13.1 miles separates you from the start to the finish line. Everything in between that is made up of endurance, grit and determination. You have the power to determine your grit and determination, but how do you improve endurance?
I ran the Oulton Park Half Marathon in Feb. What I recommend in this article is a way of training that worked for me. Give it a go.
At the start of your training, run a half marathon (or as long as you can until you fatigue) and record how long you ran and how far. Remember that this time and distance will be the worst one that you will record because from here you can only get better as you will train hard and aim to improve it.
I did a mix of short distance, medium distance and long distance runs.
- My short distant runs consisted of 10k (6.2miles) and was done like a time trial.

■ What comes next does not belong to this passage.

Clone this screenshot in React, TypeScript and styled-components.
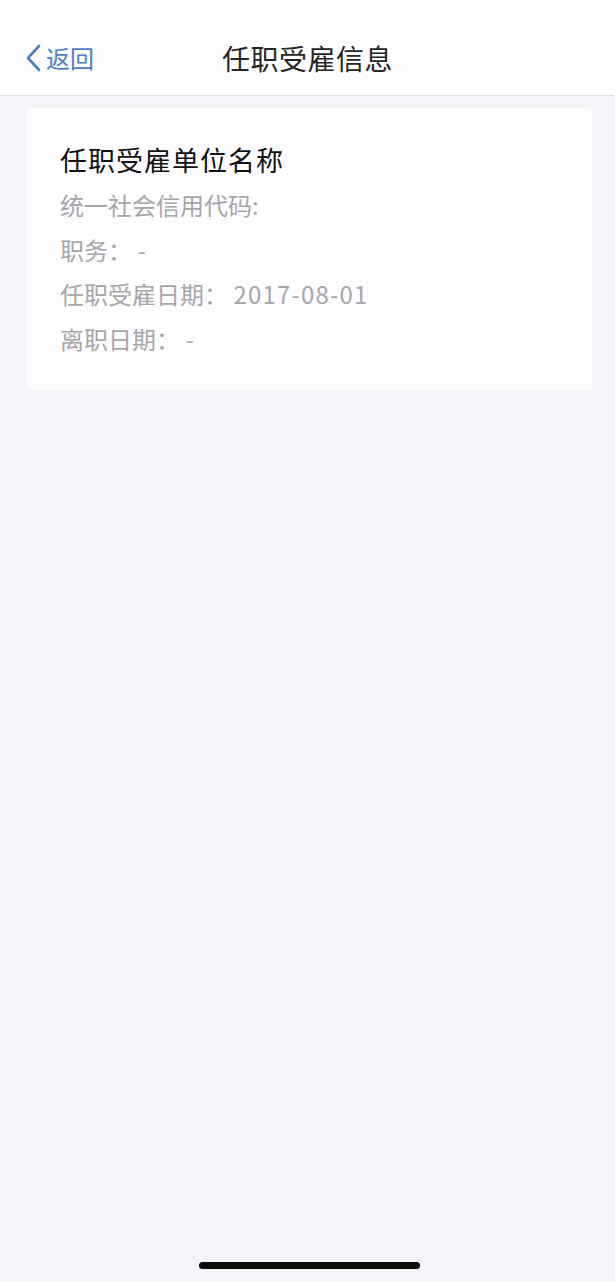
import React from "react";
import styled, { createGlobalStyle } from "styled-components";

const Global = createGlobalStyle`
  html, body { margin: 0; padding: 0; background: #f4f5f9; }
  body { font-family: "Noto Sans CJK SC", "Noto Sans", sans-serif; }
  * { box-sizing: border-box; }
`;

const Page = styled.div`
  position: relative;
  min-height: 1282px;
  background: #f4f5f9;
`;

const Header = styled.header`
  height: 96px;
  padding-top: 20px;
  background: #fdfdfd;
  border-bottom: 1px solid #e3e4e8;
  display: grid;
  grid-template-columns: 1fr auto 1fr;
  align-items: center;
`;

const Back = styled.div`
  display: flex;
  align-items: center;
  gap: 5px;
  padding-left: 25px;
  color: #4f7fc3;
  font-size: 24px;
  line-height: 1;
`;

const Title = styled.h1`
  margin: 0;
  font-size: 28px;
  font-weight: 400;
  color: #262626;
  letter-spacing: 0.5px;
`;

const Card = styled.section`
  margin: 12px 23px 0 27px;
  background: #fdfdfd;
  border-radius: 4px;
  padding: 28px 32px 29px 33px;
`;

const CardTitle = styled.div`
  font-size: 27px;
  line-height: 47px;
  color: #111;
  letter-spacing: 1px;
`;

const Row = styled.div`
  font-size: 24px;
  line-height: 44.5px;
  color: #a6a6ab;
`;

const Value = styled.span`
  letter-spacing: 1.2px;
`;

const HomeBar = styled.div`
  position: absolute;
  left: 199px;
  bottom: 13px;
  width: 221px;
  height: 7px;
  border-radius: 4px;
  background: #0a0a0a;
`;

export default function App() {
  return (
    <Page>
      <Global />
      <Header>
        <Back>
          <svg width="16" height="28" viewBox="0 0 16 28" fill="none">
            <path d="M14 2 L3 14 L14 26" stroke="#4f7fc3" strokeWidth="2.6" strokeLinecap="round" strokeLinejoin="round" />
          </svg>
          <span>返回</span>
        </Back>
        <Title>任职受雇信息</Title>
        <div />
      </Header>
      <Card>
        <CardTitle>任职受雇单位名称</CardTitle>
        <Row>统一社会信用代码:</Row>
        <Row>职务： <Value>-</Value></Row>
        <Row>任职受雇日期： <Value>2017-08-01</Value></Row>
        <Row>离职日期： <Value>-</Value></Row>
      </Card>
      <HomeBar />
    </Page>
  );
}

- My middle distance runs would consist of 10 miles. For these runs, my pace would be slightly slower than my short distance runs.
- My long distance runs were the full 13.1 miles of a half marathon.
I trained 4 times a week. Every two weeks, I did a long distance run.
Here is an example of my training plan:
First week: 1 long distant run. 2 short distant runs. 1 middle distant run.
Second week: 2 short distant runs. 2 middle distant runs.
Third week: 1 long distant run. 2 short distant runs. 1 middle distant run.
Fourth week: 2 short distant runs. 2 middle distant runs.
Fifth week: 1 long distant run. 2 short distant runs. 1 middle distant run.
The short and middle sessions will improve your cardiovascular endurance levels, so that when you do the half marathon it will feel a lot easier than when you first began. Remember to record your runs so that you can see if you are improving or at what points you tend to slow down (you can do this using the Nike+ app or a fitness watch such as the Fitbit Charge 2).
On the week leading up to the half marathon, I did a mix of middle distant and short distant runs as i didn’t want to put an extra strain on my body leading up to the run. Give it a go!